Para quienes gustan de la lectura, más que un frío dato resulta afrodisiaco saber que las mujeres leen casi 88% más que los hombres, según datos del INEGI en su reciente encuesta. Y es que para gran parte de la población —tanto a ellos como a ellas— el componente cultural es indispensable al momento de elegir pareja. En un sondeo previo de 2019, con una muestra de 9 mil personas, el 65% de las mujeres y el 60% de los hombres expresó que «No mantendrían relaciones sexuales con alguien inculto». No se trataba que el requisito para el acto coital fuese haber leído los siete tomos de En busca del tiempo perdido, de Proust, y su delicioso, pero largo, largo, larguísimo flujo de conciencia, no, según los encuestados era suficiente la distinción básica entre «haber» y «a ver». Y aunque una cosa es ser culto y otra es tener buena ortografía, un tema está unido con el otro, al menos en una dirección, pues hay incultos con muy buena redacción, pero nadie que se diga ilustrado debería de cometer repetidas pifias gramaticales. Por ello la buena mano al escribir es harto valorada, habla de la atención al detalle y el cuidado en los actos del cuerpo; bajo esta idea, el director de cine John Waters dijo su ya famosa frase: «Si vas a casa de alguien y no tiene libros, no te lo cojas». Un buen lector es un buen redactor y consecuentemente un buen amante, parece ser la lógica.
La erótica que rodea una carta de amor o un mensaje de texto romántico delata al escribidor meticuloso, no tanto por lo que diga sino por cómo lo diga, pues una buena redacción eleva los picos libidinales de aquel que sabe que en la lectura muchas veces forma es fondo. El placer por los textos sin errores ortográficos es —en ocasiones— suficiente para aceptar un flirteo; «No me gusta, pero escribe bien», es el consuelo que los amantes de las letras bien comprenden, a la inversa del meme que reza «No eres tú, es tu ortografía». Sí, una redacción inicia un romance o termina el idilio. El amor entra por el estómago, aseguran los culinarios, pero los grafofílicos dirán que se entremete por los ojos, no gracias a la vestimenta del autor o sus facciones, sino en sus trazos; los sabedores de las pautas ortográficas encontrarán deleite en un párrafo sangrado, en las puntualmente utilizadas letras de caja alta y caja baja, en los acentos colocados con diligencia, en la utilización virtuosa de la coma y no digamos en el uso de su primo hermano, el desatendido y marginado punto y coma; estos amantes de la redacción insistirán en que para que la pregunta pregunte el signo de interrogación debe abrir, no solo cerrar, como acostumbra la tradición anglosajona que tanta fuerza ha tomado en los últimos años.

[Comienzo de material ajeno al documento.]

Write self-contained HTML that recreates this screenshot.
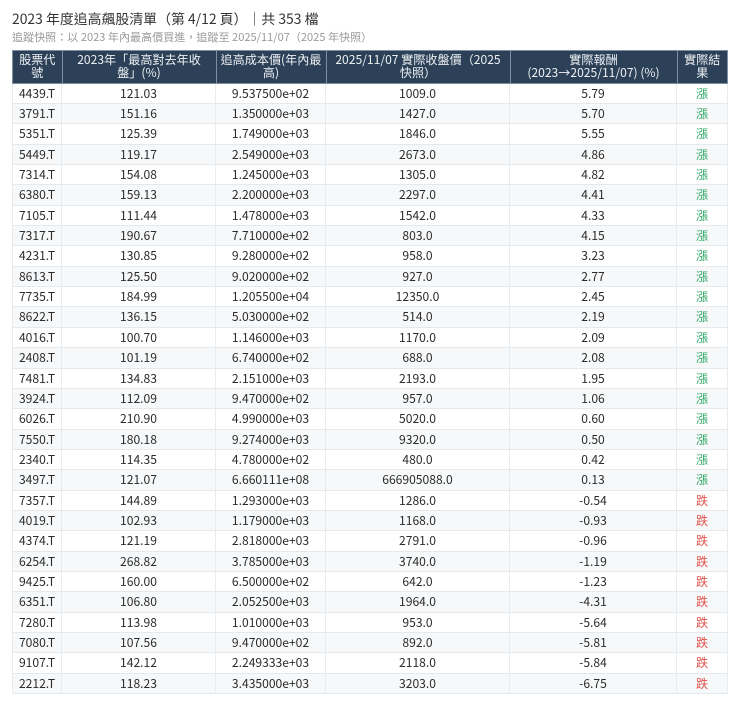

Es febrero y seguramente muchos mensajes románticos con erratas circularán, ¿eso significa que quienes tropiezan con las reglas gramaticales deberían abstenerse de escribir apasionadas epístolas?, ¡en absoluto! Aunque el placer por el buen uso de la sintaxis, las conjunciones y los tiempos verbales se agradece, es regla humanística no hacer escarnio de los equívocos del otro, aunque en esos equívocos vaya una baja del deseo sexual propio. Se puede estar tranquilo. Pero hay quienes —carentes de consideración— no comprenden la diferencia entre el gozo por las buenas redacciones y la pedantería gramatical, son esos que más que reconocedores de una limpia escritura actúan cual maniáticos de la ortografía, jactándose de su síndrome no oficial, uno posmoderno que nació casi a la par de los dispositivos móviles: la retterofobia, el miedo a enviar —y asco de recibir— mensajes mal escritos. Retterofobia, una manera pomposa de llamar a los pretenciosos del lenguaje, sujetos asumidos como ortopedistas de las letras, ortografistas autonombrados cuya función, suponen, es evidenciar los errores gráficos de propios y extraños.

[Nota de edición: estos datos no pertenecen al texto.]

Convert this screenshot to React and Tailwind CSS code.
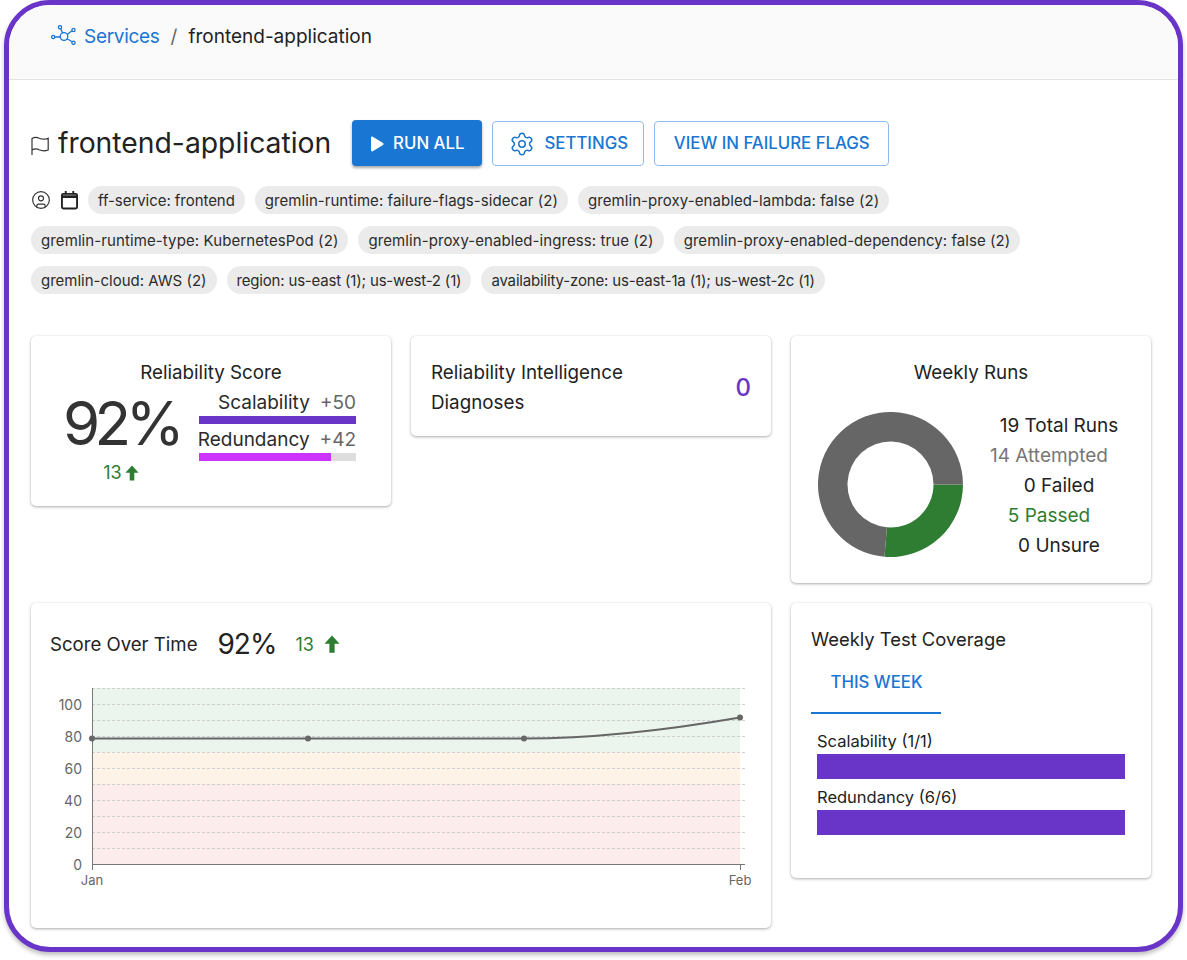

Ahora, si en cuestión escritural somos un caso perdido y no distinguimos entre «haber» y «a ver», «ósea» y «o sea», «tubo» y «tuvo», o gustamos de colocar una simpática y escurridiza «s» al final de los verbos, como en «comistes» o «leistes», recordemos que para los rotos están afortunadamente los descosidos, y siempre cabe la posibilidad que nuestro ser amado encuentre excitante las faltas ortográficas en los mensajes románticos, esto es, que con un texto plagado de errores alcance la cúspide sexual, anortografofílicos, les llaman. Solo es cosa de suerte.